- _Records for processing_:
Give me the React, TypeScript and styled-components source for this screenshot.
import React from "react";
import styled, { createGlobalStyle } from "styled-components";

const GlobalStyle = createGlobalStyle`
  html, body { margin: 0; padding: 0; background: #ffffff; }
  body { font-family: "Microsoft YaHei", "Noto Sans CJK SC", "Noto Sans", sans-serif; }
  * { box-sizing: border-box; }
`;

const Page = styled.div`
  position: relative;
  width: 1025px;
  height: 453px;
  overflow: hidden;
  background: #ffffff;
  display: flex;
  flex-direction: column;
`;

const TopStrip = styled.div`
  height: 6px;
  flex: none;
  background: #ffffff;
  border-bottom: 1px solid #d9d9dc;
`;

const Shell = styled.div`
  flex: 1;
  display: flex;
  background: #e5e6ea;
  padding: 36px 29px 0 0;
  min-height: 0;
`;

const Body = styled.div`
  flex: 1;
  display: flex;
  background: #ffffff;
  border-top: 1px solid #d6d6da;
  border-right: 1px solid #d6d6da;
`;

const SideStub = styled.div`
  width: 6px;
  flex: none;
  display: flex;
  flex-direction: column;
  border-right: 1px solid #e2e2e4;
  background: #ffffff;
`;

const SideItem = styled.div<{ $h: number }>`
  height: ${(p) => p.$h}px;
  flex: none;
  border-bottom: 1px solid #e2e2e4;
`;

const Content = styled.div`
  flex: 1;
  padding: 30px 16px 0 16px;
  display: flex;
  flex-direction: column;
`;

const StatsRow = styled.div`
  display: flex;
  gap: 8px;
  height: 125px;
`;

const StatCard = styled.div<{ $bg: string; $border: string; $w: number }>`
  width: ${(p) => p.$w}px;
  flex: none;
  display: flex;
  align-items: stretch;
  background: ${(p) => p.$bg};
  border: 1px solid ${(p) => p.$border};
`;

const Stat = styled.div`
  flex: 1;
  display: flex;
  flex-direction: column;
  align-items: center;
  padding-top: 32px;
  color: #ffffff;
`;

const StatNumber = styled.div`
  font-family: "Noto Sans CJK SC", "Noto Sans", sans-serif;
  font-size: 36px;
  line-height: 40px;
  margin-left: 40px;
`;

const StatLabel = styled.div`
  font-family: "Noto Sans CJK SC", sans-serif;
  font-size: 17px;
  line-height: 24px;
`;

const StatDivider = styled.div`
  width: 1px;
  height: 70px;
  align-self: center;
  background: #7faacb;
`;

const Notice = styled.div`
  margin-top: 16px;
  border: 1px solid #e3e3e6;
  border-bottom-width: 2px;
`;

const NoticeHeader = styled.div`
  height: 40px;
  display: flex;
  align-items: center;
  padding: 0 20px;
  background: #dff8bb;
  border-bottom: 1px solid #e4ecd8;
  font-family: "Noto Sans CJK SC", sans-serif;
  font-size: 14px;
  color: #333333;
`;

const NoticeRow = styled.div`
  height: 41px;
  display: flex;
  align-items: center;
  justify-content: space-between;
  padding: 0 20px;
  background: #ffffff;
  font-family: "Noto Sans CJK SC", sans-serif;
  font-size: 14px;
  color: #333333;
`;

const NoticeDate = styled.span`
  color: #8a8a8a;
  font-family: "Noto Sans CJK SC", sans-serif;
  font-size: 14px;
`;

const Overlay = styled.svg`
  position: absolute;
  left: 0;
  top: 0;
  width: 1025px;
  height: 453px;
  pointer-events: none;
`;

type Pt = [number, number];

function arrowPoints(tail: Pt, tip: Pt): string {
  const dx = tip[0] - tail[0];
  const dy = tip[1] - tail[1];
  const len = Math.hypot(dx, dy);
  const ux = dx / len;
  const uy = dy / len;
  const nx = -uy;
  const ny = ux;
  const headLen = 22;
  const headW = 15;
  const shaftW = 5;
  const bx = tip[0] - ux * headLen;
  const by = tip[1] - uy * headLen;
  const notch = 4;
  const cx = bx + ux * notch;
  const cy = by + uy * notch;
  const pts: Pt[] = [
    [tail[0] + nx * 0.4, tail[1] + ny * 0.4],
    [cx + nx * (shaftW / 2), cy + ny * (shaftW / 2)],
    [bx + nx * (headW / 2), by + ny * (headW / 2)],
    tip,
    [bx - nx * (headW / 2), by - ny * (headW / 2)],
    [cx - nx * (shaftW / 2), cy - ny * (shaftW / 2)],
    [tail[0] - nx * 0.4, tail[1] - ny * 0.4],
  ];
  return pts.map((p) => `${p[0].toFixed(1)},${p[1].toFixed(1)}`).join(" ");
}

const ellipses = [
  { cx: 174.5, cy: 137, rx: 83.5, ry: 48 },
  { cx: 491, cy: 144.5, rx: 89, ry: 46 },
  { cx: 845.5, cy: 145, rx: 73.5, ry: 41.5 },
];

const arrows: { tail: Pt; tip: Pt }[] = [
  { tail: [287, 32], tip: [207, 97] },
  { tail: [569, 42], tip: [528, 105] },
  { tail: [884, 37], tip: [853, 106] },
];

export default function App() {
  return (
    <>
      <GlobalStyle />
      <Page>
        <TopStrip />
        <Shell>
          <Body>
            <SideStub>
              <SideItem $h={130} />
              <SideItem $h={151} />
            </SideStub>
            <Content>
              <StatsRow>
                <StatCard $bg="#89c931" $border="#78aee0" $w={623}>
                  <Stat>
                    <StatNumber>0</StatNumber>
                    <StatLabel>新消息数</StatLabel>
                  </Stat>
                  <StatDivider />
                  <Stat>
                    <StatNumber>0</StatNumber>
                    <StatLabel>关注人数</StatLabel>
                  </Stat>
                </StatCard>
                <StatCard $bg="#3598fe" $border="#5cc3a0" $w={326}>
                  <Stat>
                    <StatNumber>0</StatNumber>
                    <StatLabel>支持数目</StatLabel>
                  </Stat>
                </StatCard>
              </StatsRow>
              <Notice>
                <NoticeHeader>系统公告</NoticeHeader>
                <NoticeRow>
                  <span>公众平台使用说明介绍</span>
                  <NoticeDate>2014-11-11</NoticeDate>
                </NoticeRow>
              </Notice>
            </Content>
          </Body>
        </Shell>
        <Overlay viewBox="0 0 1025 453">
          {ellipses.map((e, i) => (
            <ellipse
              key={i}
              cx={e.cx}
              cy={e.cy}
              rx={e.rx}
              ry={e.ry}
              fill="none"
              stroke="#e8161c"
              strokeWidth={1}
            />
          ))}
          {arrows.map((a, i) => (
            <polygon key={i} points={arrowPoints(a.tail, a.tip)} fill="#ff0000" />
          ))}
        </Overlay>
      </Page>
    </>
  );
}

--

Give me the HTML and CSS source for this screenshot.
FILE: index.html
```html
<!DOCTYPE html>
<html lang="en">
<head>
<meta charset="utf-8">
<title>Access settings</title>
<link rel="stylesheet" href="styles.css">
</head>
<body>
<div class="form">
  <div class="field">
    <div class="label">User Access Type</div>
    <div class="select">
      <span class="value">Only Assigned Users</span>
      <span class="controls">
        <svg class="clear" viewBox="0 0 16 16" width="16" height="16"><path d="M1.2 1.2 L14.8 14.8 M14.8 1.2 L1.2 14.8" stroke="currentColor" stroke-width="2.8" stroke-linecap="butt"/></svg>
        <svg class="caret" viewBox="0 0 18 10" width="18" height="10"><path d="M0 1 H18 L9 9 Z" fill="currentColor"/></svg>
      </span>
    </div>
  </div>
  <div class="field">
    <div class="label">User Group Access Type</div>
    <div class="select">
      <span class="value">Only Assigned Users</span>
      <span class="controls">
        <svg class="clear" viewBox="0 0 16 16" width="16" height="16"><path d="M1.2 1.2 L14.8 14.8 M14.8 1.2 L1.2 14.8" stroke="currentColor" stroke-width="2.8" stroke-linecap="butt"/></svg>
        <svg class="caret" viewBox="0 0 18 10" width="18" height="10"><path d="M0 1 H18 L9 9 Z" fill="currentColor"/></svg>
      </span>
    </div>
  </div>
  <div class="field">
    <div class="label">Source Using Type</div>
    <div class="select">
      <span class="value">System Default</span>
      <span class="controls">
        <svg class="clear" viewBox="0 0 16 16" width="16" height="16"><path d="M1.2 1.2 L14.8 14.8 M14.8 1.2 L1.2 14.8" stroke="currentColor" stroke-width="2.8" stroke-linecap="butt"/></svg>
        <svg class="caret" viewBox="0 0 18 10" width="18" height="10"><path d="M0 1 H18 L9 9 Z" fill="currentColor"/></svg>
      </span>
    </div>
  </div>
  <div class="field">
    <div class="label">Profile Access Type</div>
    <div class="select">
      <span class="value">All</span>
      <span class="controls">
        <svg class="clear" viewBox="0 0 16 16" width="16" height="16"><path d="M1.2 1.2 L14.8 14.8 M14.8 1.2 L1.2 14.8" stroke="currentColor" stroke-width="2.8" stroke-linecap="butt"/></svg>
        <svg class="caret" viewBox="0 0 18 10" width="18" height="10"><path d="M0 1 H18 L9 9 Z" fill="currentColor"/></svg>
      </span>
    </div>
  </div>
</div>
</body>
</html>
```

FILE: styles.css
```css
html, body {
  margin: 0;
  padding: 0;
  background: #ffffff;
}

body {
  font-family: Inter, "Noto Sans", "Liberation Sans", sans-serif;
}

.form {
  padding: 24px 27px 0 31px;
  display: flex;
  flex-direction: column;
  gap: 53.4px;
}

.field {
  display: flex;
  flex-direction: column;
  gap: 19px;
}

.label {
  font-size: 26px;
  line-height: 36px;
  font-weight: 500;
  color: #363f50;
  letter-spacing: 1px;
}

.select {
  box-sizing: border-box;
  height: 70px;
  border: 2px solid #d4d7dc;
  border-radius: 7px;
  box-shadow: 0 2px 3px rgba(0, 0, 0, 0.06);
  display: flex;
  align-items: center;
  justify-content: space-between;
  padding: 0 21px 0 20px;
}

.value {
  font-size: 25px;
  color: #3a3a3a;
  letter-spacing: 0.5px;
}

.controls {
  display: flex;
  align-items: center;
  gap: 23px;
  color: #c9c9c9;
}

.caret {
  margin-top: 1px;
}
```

- _To be done_:
In the material above, find the lines that contain "React" and show them.

- _Full answer_:
Give me the React, TypeScript and styled-components source for this screenshot.
import React from "react";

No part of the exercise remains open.